Sudanese authorities want creditors to write off much of the country’s $38 billion foreign debt before Southern Sudan becomes independent in July, a minister in the southern government said.

Without debt relief, the northern and southern regions are likely to split the debt load, Gabriel Changson Chang, a member of the committee negotiating financial arrangements with the north, said today in an interview in Juba, the southern capital. At most, 75 percent of the debt will be written off, he said.

Sudan hasn’t been able to borrow from the World Bank since 1993 because of its failure to make payments on its debt. That may leave the south, one of Africa’s poorest regions, ineligible to borrow from the bank. Sudan has debt arrears of about $30 billion, according to the Washington-based Center for Global Development.

“We want both the north and south to be economically viable,” said Chang, who also is the southern minister of culture.

Almost 99 percent of Southern Sudanese voters chose independence in a referendum last month. The plebiscite was the centerpiece of a 2005 peace deal that ended decades of civil war between northern and southern Sudan.

At independence the south will assume control of almost three quarters of Sudan’s current oil production of 490,000 barrels a day, pumped mainly by China National Petroleum Corp., Malaysia’s Petroliam Nasional Bhd. and India’s Oil & Natural Gas Corp. Sudan’s output is the third-biggest in sub-Saharan Africa.

Poverty

A region about the size of Texas with just 30 miles (48 kilometers) of paved roads, Southern Sudan has no steady power supply, large-scale farms or factories. Half of its 8 million people live on less than $1 a day and need food aid, according to the United Nations. The regional government depends on oil earnings for 98 percent of its budget.

Responsibility for the debt is one of the key issues the northern and southern regions must negotiate before the south becomes independent. The sides should also agree on citizenship, sharing oil revenue, border demarcation and the future of the disputed region of Abyei.

Pressure on Creditors

“I would be surprised if Sudan’s creditors force the country to repay the entirety of its large debt,” Simon Freemantle, an economist at Johannesburg-based Standard Bank Group Ltd., said yesterday in a phone interview.
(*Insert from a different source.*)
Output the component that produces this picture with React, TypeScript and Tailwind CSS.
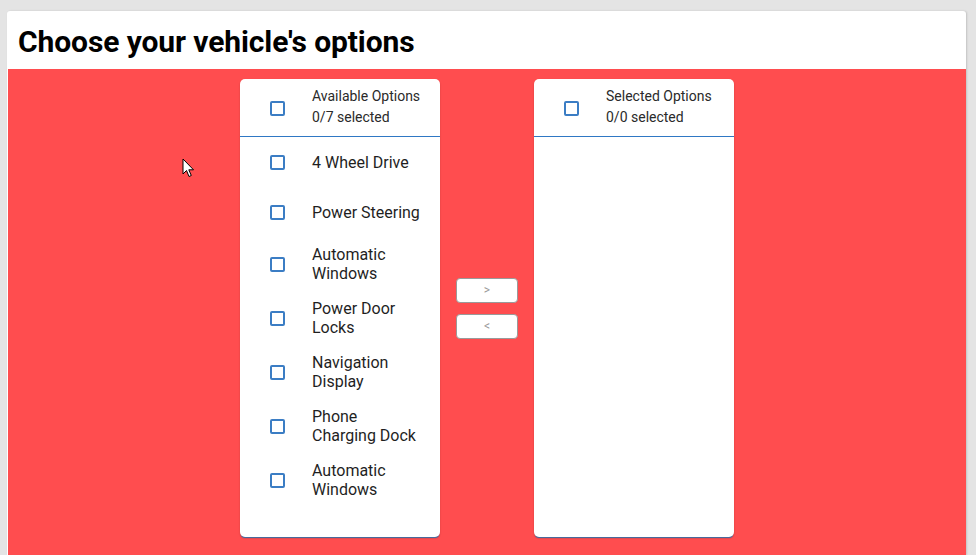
const available = [
  "4 Wheel Drive",
  "Power Steering",
  "Automatic Windows",
  "Power Door Locks",
  "Navigation Display",
  "Phone Charging Dock",
  "Automatic Windows",
];

function Box() {
  return (
    <span className="block w-[15px] h-[15px] border-2 border-[#3b7dc4] rounded-[2px] bg-white" />
  );
}

function Panel({ title, count, items }: { title: string; count: string; items: string[] }) {
  return (
    <div className="w-[200px] h-[458px] bg-white rounded-[5px] shadow-[0_2px_1px_-1px_#3a6ea5,0_1px_2px_0_rgba(0,0,0,0.2)] flex flex-col overflow-hidden">
      <div className="flex items-center border-b border-[#2f78c4] h-[58px]">
        <div className="w-[72px] shrink-0 flex justify-center pl-[2px] pt-[1px]">
          <Box />
        </div>
        <div className="text-[14px] leading-[21px] text-[#2a2a2a] pb-[1px]">
          <div>{title}</div>
          <div>{count}</div>
        </div>
      </div>
      <ul className="flex flex-col">
        {items.map((item, i) => (
          <li key={i} className="flex items-center min-h-[50px] py-2">
            <div className="w-[72px] shrink-0 flex justify-center pl-[2px]">
              <Box />
            </div>
            <span className="text-[16px] leading-[19px] text-[#1f1f1f] pr-4">{item}</span>
          </li>
        ))}
      </ul>
    </div>
  );
}

export default function App() {
  return (
    <div className="min-h-screen bg-[#e4e4e4] pt-[11px] pl-[7px] pr-[10px] font-['Roboto',sans-serif]">
      <div className="bg-white rounded-t-[3px] shadow-[1px_0_2px_rgba(0,0,0,0.15)] relative">
        <h1 className="h-[58px] flex items-center pl-[11px] pt-[3px] text-[30px] font-bold text-black tracking-[-0.1px]">
          Choose your vehicle's options
        </h1>
        <div className="bg-[#ff4d4f] h-[486px] ml-[1px] flex justify-center items-start pt-[10px] gap-4">
          <Panel title="Available Options" count="0/7 selected" items={available} />
          <div className="flex flex-col gap-[11px] self-center mb-[18px]">
            <button className="w-[62px] h-[25px] bg-white border border-[#9a9a9a] rounded-[4px] text-[12px] text-[#9a9a9a] leading-none">
              &gt;
            </button>
            <button className="w-[62px] h-[25px] bg-white border border-[#9a9a9a] rounded-[4px] text-[12px] text-[#9a9a9a] leading-none">
              &lt;
            </button>
          </div>
          <Panel title="Selected Options" count="0/0 selected" items={[]} />
        </div>
        <svg
          className="absolute left-[175px] top-[147px]"
          width="13"
          height="20"
          viewBox="0 0 13 20"
        >
          <path d="M1 1 L1 16 L4.5 12.5 L7 18.5 L9.3 17.5 L6.8 11.8 L11.5 11.8 Z" fill="white" stroke="black" strokeWidth="1" />
        </svg>
      </div>
    </div>
  );
}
“We are likely to see substantial pressure exerted on countries such as the U.K. in the wake of South Sudan’s secession to significantly reduce the debt owed by Sudan in order to facilitate post-independence growth momentum,” he said.
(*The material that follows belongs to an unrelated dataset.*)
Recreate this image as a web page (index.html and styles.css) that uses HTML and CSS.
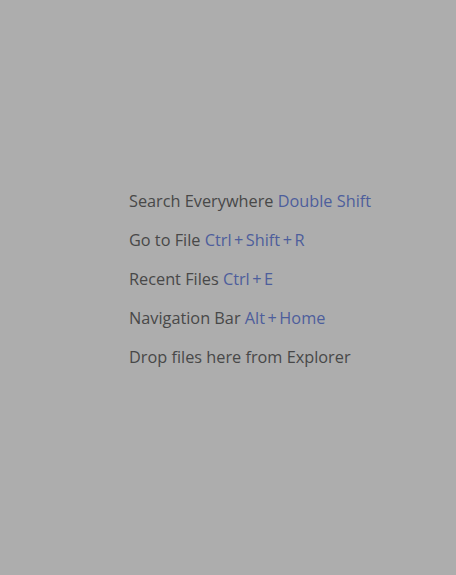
FILE: index.html
```html
<!DOCTYPE html>
<html>
<head>
<meta charset="utf-8">
<link rel="stylesheet" href="styles.css">
</head>
<body>
<div class="hints">
  <div class="hint">Search Everywhere <span class="key">Double Shift</span></div>
  <div class="hint">Go to File <span class="key">Ctrl<span class="plus">+</span>Shift<span class="plus">+</span>R</span></div>
  <div class="hint">Recent Files <span class="key">Ctrl<span class="plus">+</span>E</span></div>
  <div class="hint">Navigation Bar <span class="key">Alt<span class="plus">+</span>Home</span></div>
  <div class="hint">Drop files here from Explorer</div>
</div>
</body>
</html>
```
FILE: styles.css
```css
html, body {
  margin: 0;
  padding: 0;
  width: 456px;
  height: 575px;
  background: #adadad;
  overflow: hidden;
}
.hints {
  display: flex;
  flex-direction: column;
  gap: 17px;
  padding: 190px 0 0 129px;
  font-family: "Open Sans", "Noto Sans", sans-serif;
  font-size: 16.3px;
  line-height: 22px;
  color: #484848;
}
.hint {
  white-space: nowrap;
}
.key {
  color: #4d5e9c;
}
.plus {
  margin: 0 2.5px;
}
```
The majority of Sudan’s debt was held by governments, according to a June report from the International Monetary Fund.

Sudanese President Umar al-Bashir called for debt relief at a meeting of the Arab League last month.
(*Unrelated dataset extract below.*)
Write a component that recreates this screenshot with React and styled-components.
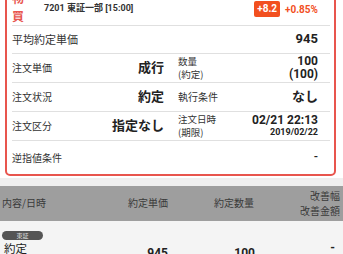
import React from 'react';
import styled, { createGlobalStyle } from 'styled-components';

const GlobalStyle = createGlobalStyle`
    html, body {
        margin: 0;
        padding: 0;
        background: #fff;
        overflow: hidden;
    }
    body {
        font-family: Roboto, "Noto Sans CJK JP", sans-serif;
        color: #333;
    }
`;

const Page = styled.div`
    width: 343px;
    height: 254px;
    overflow: hidden;
    background: #f4f4f4;
`;

const CardArea = styled.div`
    background: #fff;
    padding: 0 7px 2px 5px;
    margin-top: -14px;
`;

const Card = styled.div`
    border: 2px solid #e8554e;
    border-radius: 5px;
    padding: 0 4px 0 5px;
    background: #fff;
`;

const Head = styled.div`
    display: flex;
    align-items: flex-start;
    height: 37px;
    border-bottom: 1px solid #e0e0e0;
`;

const Side = styled.div`
    color: #e8554e;
    font-size: 12px;
    font-weight: 700;
    line-height: 18px;
    width: 32px;
    padding-top: 1px;
    font-family: "Noto Sans CJK JP", sans-serif;
`;

const Code = styled.div`
    font-size: 9px;
    font-weight: 700;
    padding-top: 13px;
    color: #333;
    flex: 1;
`;

const Change = styled.div`
    display: flex;
    align-items: center;
    gap: 5px;
    padding-top: 13px;
    margin-right: 12px;
`;

const Badge = styled.span`
    background: #f2501f;
    color: #fff;
    font-weight: 700;
    font-size: 10px;
    border-radius: 2px;
    padding: 2px 3px;
    line-height: 12px;
`;

const Pct = styled.span`
    color: #f2501f;
    font-weight: 700;
    font-size: 10px;
`;

const Row = styled.div`
    display: flex;
    align-items: center;
    height: ${p => p.$h}px;
    border-bottom: ${p => (p.$last ? 'none' : '1px solid #e0e0e0')};
`;

const Half = styled.div`
    display: flex;
    align-items: center;
    flex: ${p => (p.$left ? '0 0 159px' : '1')};
    padding-left: ${p => (p.$left ? 0 : 7)}px;
    height: 100%;
`;

const Label = styled.div`
    font-size: ${p => p.$size || 10}px;
    line-height: 1.35;
    color: #333;
    flex: 1;
    font-family: "Noto Sans CJK JP", sans-serif;
`;

const Value = styled.div`
    font-size: ${p => p.$size || 13}px;
    font-weight: 700;
    text-align: right;
    line-height: 1.1;
    color: #222;
    margin-right: ${p => p.$mr || 0}px;
`;

const Sub = styled.div`
    font-size: 9px;
    font-weight: 700;
`;

const Gap = styled.div`
    height: 8px;
    background: #efefef;
`;

// columns: content/date, price, quantity, improvement
const columns = '1fr 68px 131px 41px';

const TableHead = styled.div`
    display: grid;
    grid-template-columns: ${columns};
    align-items: center;
    height: 35px;
    background: #9e9e9e;
    color: #3a3a3a;
    font-size: 10px;
    padding: 0 3px 0 2px;
    font-family: "Noto Sans CJK JP", sans-serif;
`;

const Th = styled.div`
    text-align: ${p => p.$align || 'left'};
    padding-right: ${p => p.$pr || 0}px;
    line-height: 1.45;
    white-space: nowrap;
`;

const TableRow = styled.div`
    display: grid;
    grid-template-columns: ${columns};
    background: #f4f4f4;
    padding: 10px 3px 0 2px;
    height: 40px;
`;

const Market = styled.span`
    display: block;
    background: #555;
    color: #ddd;
    font-size: 6px;
    border-radius: 5px;
    width: 41px;
    height: 9px;
    line-height: 9px;
    text-align: center;
    font-family: "Noto Sans CJK JP", sans-serif;
`;

const Kind = styled.div`
    font-size: 11.5px;
    line-height: 14px;
    color: #222;
    margin: 1px 0 0 2px;
    font-family: "Noto Sans CJK JP", sans-serif;
`;

const Td = styled.div`
    text-align: ${p => p.$align || 'left'};
    font-weight: 700;
    font-size: 12px;
    line-height: 14px;
    padding: ${p => p.$pt || 0}px ${p => p.$pr || 0}px 0 0;
    color: #222;
`;

export default function App() {
    return (
        <Page>
            <GlobalStyle />
            <CardArea>
                <Card>
                    <Head>
                        <Side>物<br />買</Side>
                        <Code>7201 東証一部 [15:00]</Code>
                        <Change>
                            <Badge>+8.2</Badge>
                            <Pct>+0.85%</Pct>
                        </Change>
                    </Head>
                    <Row $h={27}>
                        <Label $size={11}>平均約定単価</Label>
                        <Value $mr={12}>945</Value>
                    </Row>
                    <Row $h={28}>
                        <Half $left>
                            <Label>注文単価</Label>
                            <Value $mr={7}>成行</Value>
                        </Half>
                        <Half>
                            <Label $size={9.5}>数量<br />(約定)</Label>
                            <Value $size={12} $mr={12}>100<br />(100)</Value>
                        </Half>
                    </Row>
                    <Row $h={28}>
                        <Half $left>
                            <Label>注文状況</Label>
                            <Value $mr={7}>約定</Value>
                        </Half>
                        <Half>
                            <Label>執行条件</Label>
                            <Value $mr={12}>なし</Value>
                        </Half>
                    </Row>
                    <Row $h={28}>
                        <Half $left>
                            <Label>注文区分</Label>
                            <Value $mr={7}>指定なし</Value>
                        </Half>
                        <Half>
                            <Label $size={9.5}>注文日時<br />(期限)</Label>
                            <Value $size={12} $mr={12}>02/21 22:13<Sub>2019/02/22</Sub></Value>
                        </Half>
                    </Row>
                    <Row $h={33} $last>
                        <Label>逆指値条件</Label>
                        <Value $size={11} $mr={12}>-</Value>
                    </Row>
                </Card>
            </CardArea>
            <Gap />
            <TableHead>
                <Th>内容/日時</Th>
                <Th $align="right">約定単価</Th>
                <Th $align="right" $pr={45}>約定数量</Th>
                <Th $align="right">改善幅<br />改善金額</Th>
            </TableHead>
            <TableRow>
                <div>
                    <Market>東証</Market>
                    <Kind>約定</Kind>
                </div>
                <Td $align="right" $pt={15}>945</Td>
                <Td $align="right" $pt={15} $pr={44}>100</Td>
                <Td $align="right" $pt={10} $pr={5}>-</Td>
            </TableRow>
        </Page>
    );
}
“Sudan has just emerged from conflict and it is clear that it deserves preferential treatment from creditor states,” Bashir said.

Sudan’s government in Khartoum, the capital, last month imposed import restrictions and austerity measures, including the partial lifting of fuel subsidies, to help government finances cope with the likely secession of the south.

Oil provided 49 percent of government revenue in 2009, Auditor General al-Taher Abdel Qayoum Ibrahim told parliament in October.